=== DATASET SECTION ===
────────────────────

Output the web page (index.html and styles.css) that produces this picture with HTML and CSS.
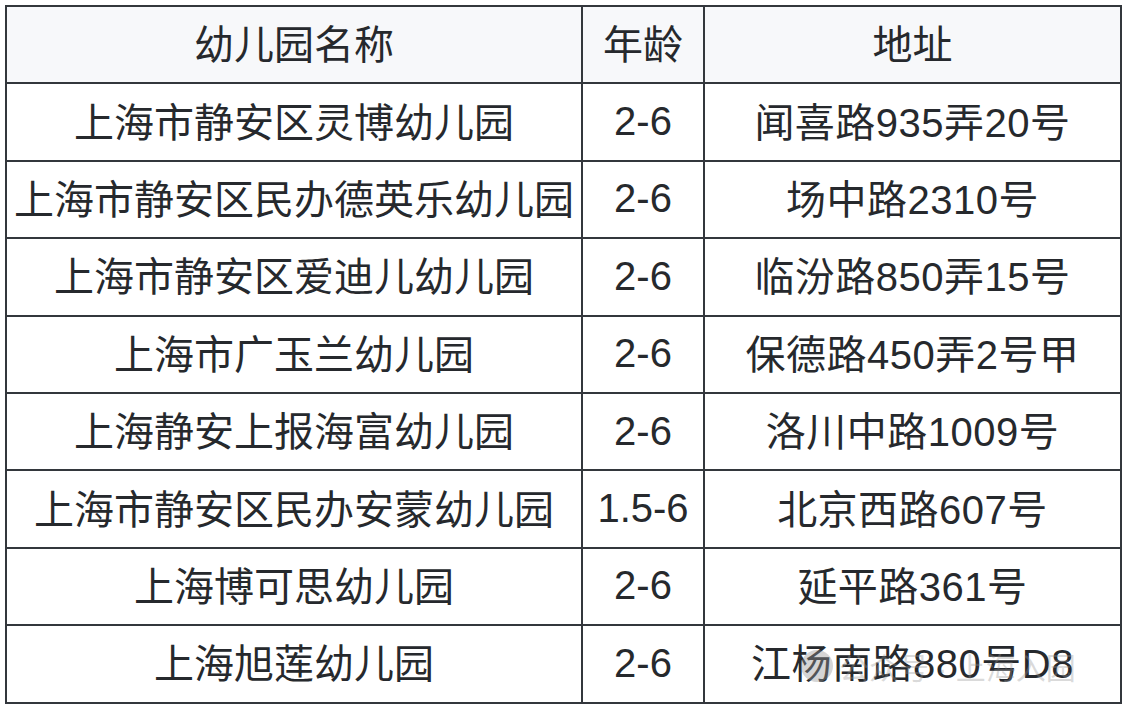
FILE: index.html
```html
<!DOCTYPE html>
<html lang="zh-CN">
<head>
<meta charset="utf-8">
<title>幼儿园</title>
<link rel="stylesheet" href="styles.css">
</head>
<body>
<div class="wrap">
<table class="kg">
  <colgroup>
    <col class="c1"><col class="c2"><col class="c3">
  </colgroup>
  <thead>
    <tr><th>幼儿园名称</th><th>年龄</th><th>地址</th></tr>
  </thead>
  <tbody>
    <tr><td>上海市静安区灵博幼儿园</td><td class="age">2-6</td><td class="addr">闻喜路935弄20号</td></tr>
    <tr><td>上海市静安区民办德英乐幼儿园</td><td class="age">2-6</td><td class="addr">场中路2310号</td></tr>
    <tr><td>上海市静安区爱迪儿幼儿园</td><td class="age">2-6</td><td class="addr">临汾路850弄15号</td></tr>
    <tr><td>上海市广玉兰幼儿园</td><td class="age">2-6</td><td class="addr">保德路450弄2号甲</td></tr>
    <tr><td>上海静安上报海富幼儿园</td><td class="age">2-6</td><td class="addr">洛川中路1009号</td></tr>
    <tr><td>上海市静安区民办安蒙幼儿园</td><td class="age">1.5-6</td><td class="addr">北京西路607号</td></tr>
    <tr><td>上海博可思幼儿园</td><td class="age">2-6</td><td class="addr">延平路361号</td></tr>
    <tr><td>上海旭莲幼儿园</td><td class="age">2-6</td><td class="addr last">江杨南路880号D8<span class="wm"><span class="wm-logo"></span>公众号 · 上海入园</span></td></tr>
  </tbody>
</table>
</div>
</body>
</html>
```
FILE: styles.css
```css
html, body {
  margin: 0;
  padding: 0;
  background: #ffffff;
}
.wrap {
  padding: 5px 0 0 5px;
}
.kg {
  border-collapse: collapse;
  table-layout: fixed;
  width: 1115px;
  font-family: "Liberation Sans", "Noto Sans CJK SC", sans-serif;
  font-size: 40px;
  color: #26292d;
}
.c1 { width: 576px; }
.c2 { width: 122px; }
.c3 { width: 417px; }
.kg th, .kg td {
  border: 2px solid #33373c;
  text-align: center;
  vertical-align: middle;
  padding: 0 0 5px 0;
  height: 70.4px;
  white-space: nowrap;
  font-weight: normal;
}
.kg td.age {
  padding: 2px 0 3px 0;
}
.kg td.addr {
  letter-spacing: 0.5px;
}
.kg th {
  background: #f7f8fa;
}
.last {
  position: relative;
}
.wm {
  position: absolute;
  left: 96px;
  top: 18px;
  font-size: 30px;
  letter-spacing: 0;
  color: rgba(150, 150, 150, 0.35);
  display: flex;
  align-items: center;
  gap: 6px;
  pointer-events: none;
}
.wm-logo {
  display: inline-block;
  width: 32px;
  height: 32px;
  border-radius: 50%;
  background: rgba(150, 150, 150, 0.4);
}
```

────────────────────

=== PROBLEM ===
Pick out and copy every line that contains the word "styles".

=== RESULT OF THIS TASK ===
Output the web page (index.html and styles.css) that produces this picture with HTML and CSS.
<link rel="stylesheet" href="styles.css">
FILE: styles.css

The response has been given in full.